◆ Data lines:
—————

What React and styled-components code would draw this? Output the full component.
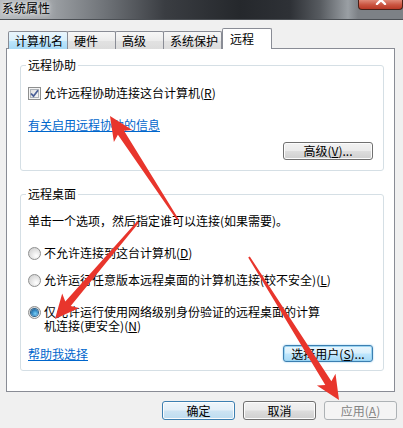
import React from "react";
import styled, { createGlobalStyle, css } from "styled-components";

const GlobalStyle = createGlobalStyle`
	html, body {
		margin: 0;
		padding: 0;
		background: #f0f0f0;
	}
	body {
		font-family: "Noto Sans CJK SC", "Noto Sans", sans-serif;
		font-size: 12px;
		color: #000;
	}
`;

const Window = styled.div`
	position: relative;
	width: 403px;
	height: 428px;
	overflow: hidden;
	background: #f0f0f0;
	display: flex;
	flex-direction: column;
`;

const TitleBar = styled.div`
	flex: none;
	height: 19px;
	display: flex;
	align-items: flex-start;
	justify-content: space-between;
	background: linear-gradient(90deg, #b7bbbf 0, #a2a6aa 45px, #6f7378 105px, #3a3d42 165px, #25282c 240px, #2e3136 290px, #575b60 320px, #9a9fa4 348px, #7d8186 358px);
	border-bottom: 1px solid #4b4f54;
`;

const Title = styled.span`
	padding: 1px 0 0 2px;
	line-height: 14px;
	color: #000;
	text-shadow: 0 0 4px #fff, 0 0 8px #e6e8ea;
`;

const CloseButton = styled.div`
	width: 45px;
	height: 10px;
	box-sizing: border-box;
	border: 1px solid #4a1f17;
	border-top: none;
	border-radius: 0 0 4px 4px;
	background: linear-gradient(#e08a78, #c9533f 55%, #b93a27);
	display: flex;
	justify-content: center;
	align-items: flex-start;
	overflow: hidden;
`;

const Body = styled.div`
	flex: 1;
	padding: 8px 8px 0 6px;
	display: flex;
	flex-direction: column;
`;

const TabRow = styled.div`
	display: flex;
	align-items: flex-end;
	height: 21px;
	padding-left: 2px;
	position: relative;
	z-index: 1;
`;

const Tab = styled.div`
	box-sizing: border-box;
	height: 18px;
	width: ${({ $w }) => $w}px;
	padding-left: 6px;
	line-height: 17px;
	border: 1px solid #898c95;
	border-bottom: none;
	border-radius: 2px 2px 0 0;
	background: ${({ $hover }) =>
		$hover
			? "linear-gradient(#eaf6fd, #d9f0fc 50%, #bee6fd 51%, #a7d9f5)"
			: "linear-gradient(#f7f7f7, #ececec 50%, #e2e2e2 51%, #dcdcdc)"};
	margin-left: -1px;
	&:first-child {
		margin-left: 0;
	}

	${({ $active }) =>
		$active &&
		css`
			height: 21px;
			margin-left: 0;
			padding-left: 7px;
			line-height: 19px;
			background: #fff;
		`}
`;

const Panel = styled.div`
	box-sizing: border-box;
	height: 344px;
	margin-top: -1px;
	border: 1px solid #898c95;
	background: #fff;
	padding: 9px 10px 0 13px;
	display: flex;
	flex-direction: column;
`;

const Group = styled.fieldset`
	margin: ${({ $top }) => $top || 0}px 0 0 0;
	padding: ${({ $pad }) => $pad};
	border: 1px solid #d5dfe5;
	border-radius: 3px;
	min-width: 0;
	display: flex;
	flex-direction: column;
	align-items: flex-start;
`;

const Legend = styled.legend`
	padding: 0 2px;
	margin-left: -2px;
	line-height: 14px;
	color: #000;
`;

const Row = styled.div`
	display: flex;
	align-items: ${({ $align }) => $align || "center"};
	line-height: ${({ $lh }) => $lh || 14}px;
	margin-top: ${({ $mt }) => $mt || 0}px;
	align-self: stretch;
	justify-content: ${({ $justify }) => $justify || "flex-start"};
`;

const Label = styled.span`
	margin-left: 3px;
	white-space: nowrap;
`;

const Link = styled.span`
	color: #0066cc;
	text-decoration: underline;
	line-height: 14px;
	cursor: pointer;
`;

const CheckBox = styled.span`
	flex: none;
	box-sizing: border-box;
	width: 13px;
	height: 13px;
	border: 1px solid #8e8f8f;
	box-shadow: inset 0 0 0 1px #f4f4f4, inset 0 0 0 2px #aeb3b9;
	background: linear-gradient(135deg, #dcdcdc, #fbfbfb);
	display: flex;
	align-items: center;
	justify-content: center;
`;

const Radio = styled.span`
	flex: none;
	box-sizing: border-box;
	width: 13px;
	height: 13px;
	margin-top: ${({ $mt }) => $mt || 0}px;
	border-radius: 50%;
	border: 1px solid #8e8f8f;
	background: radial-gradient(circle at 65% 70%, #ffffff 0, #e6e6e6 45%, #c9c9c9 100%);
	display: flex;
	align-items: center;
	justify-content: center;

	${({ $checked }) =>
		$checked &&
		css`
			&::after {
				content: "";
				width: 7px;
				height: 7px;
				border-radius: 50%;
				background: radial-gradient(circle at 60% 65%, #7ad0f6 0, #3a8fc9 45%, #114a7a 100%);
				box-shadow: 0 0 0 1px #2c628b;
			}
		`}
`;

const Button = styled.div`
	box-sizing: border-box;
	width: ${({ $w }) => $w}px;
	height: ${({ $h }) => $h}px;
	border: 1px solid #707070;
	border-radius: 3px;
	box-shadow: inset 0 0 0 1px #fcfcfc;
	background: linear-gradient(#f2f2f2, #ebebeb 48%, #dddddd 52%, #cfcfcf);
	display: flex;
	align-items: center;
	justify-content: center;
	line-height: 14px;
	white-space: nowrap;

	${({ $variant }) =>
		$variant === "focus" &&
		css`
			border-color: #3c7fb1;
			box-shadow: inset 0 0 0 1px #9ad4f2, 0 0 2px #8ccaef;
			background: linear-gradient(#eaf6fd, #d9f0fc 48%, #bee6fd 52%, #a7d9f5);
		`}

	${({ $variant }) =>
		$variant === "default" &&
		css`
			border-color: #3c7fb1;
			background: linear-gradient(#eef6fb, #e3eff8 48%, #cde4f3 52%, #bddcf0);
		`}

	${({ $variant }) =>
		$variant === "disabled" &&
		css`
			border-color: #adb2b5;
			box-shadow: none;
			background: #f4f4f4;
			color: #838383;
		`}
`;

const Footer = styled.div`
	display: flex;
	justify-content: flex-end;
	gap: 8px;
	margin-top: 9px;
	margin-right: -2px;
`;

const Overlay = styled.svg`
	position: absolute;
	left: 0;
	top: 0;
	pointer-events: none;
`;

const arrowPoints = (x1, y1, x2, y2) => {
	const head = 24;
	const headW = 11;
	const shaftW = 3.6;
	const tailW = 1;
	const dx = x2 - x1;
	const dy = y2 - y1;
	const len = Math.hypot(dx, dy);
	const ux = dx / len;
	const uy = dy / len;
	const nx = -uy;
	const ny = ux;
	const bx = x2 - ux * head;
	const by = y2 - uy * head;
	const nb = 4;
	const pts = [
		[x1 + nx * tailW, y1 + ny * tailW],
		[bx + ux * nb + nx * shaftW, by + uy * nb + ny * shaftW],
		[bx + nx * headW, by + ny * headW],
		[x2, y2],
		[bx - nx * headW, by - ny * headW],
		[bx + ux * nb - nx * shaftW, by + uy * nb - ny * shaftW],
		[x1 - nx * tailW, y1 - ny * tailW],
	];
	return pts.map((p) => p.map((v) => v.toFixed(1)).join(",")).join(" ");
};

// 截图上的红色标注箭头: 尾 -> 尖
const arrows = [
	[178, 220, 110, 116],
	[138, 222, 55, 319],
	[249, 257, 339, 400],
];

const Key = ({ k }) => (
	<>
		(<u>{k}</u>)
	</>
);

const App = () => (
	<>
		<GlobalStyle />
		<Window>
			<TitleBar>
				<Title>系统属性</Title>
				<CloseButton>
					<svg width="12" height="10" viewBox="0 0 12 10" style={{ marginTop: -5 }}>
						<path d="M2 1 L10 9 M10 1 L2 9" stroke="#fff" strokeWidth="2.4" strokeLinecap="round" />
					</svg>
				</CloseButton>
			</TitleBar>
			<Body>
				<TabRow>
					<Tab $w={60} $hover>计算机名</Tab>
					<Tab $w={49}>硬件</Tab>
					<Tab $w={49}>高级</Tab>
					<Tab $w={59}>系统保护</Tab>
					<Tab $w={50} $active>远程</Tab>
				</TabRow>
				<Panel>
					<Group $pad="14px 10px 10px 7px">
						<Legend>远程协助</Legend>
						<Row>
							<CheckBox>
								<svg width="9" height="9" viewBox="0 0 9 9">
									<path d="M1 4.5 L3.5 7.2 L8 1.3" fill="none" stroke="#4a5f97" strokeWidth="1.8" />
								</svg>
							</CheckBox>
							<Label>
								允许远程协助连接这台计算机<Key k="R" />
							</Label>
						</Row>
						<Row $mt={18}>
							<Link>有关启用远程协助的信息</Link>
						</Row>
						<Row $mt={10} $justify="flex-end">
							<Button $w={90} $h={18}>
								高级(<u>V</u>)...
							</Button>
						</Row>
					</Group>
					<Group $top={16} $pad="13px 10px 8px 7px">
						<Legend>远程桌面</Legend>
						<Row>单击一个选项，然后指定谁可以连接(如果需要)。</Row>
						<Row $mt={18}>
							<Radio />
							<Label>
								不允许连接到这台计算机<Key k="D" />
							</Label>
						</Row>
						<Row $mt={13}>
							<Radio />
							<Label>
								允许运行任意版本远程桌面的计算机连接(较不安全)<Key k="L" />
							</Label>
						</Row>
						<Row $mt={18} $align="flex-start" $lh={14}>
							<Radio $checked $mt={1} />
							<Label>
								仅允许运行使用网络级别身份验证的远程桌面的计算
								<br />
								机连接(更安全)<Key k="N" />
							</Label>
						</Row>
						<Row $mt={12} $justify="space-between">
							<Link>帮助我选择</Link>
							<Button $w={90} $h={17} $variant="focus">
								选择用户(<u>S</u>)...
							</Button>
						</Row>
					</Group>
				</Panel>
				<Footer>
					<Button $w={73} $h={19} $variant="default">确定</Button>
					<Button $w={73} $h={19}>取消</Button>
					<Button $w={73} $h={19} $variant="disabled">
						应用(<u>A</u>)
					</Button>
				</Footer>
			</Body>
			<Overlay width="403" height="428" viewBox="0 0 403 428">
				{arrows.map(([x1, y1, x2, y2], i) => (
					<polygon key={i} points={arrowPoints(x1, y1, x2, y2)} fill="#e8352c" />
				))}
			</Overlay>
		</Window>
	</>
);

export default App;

—————

◆ Prompt: Counting only lines of the data above that hold "React", report the total and nothing else.

◆ Written reply: 2